制作は、最新のデジタル技術と伝統工芸の技が融合して進められる。例えば俵屋宗達の《風神雷神図屏風》。最新のデジタルカメラを用いて、168コマに分割して撮影が行われる。その際のデジタルカメラの動きは自動制御装置によってコントロールされ、1コマがフルHDの12倍という解像度でデータ化される。ゆがみやひずみを補正しながら168コマの自動合成を実現。42億画素のデータとなる。その際の色合わせは、撮影現場にA2サイズまで出力できる高精細プリンタ-を持ち込み、原本と比較しながら独自開発した高精度なカラーマッチングシステムを駆使して現地で調整が行われる。
最終版は、同社の12色の顔料インクシステムを採用した大判プリンターで特製の和紙に出力され、京都西陣の伝統工芸士が金箔・金泥・銀箔の「古色」と呼ばれる風合いを表現。本物と見分けがつかないほどの精巧な再現性を目指し、開発された先端テクノロジーと、何代もにわたって受け継がれてきた職人技が結びつく。どのような室内の灯りを想定してこの屏風絵は作成されたのだろうか、そして、何百年を経て現代に残されてきたのだろうかと、想像が広がる。
貴重な文化財をガラスケース無しで展示することが可能となり、間近に目を凝らして作品を鑑賞することができる。
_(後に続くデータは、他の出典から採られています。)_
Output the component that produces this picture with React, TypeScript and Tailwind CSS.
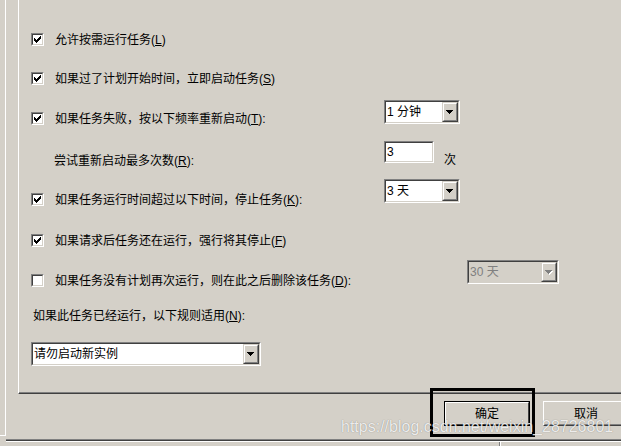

この展示では、以下の写真のように、左手に前述の俵屋宗達が17世紀に描いた《風神雷神図屏風》、対面する位置にそのおよそ100年後に尾形光琳が模写した《風神雷神図屏風》を展示。さらに光琳の屏風絵の裏には、その100年後に酒井抱一が《夏秋草図屏風》を描き加えており、現在は作品保護のために光琳の《風神雷神図屏風》と《夏秋草図屏風》は分けて別の屏風として仕立てられているのだが、これも京都の職人の技により当時の姿となって復元されている。同じ空間にこの3点が並び、宗達と光琳の筆致を見比べ、光琳による風神の風と雷神の雨に応えるように抱一が裏面に描いた、夏秋草との関係が見えてくることも見逃せない。
屏風のみではなく、建物に設えられた襖絵の複製品も展示されている。建物の倒壊などによって失われてしまった文化財も多いため、現在残されている作品がこのようなかたちで残されていくと、建築空間における美術の研究にも寄与するはずだ。
展示のハイライトとなるのが、長谷川等伯筆《松林図屏風》だ。等伯の代表作であり、近世水墨画の最高傑作のひとつに挙げられるこの作品。霞のあいだに見え隠れする松林が4つのグループに分けられ、墨の濃淡で緻密に描き込まれながら蒸気を含んだ空気とその奥の松林が表現され、見えない木々の気配までも感じさせる。
東京国立博物館の担当学芸員らと共同で等伯の故郷である石川県の松林に赴き、当時の長谷川等伯がどのような景色を見たのか調査を実施。作品の世界観に入り込むストーリーを映像で表現し、プロジェクションマッピングを行っている。画面左から朝日が上り、遠くから鳥が舞い降りてくる冬の一日の景色が3分弱の映像で描かれる。高精細複製品だからこそ、最新の技術を用いて等伯の目線を追体験できる。
日本美術史に残る文化財を作成当時からの経年も含めて高精細で複製する「綴プロジェクト」。教科書などで見覚えのある名品の数々をじっくりと時間をかけて鑑賞してほしい。現代テクノロジーと職人の技の結晶は、文化継承や教育、研究といった目的に適うだけではなく、時空を超えた次元へと想像を広げる役割も果たしてくれる。会期も終盤に差し掛かっている。日本美術史上の名宝が一堂に会し、同じ空間で響き合う貴重なこの展示で、眼前に繰り広げられるかつての絵師たちの筆致、描写力に息を呑むはずだ。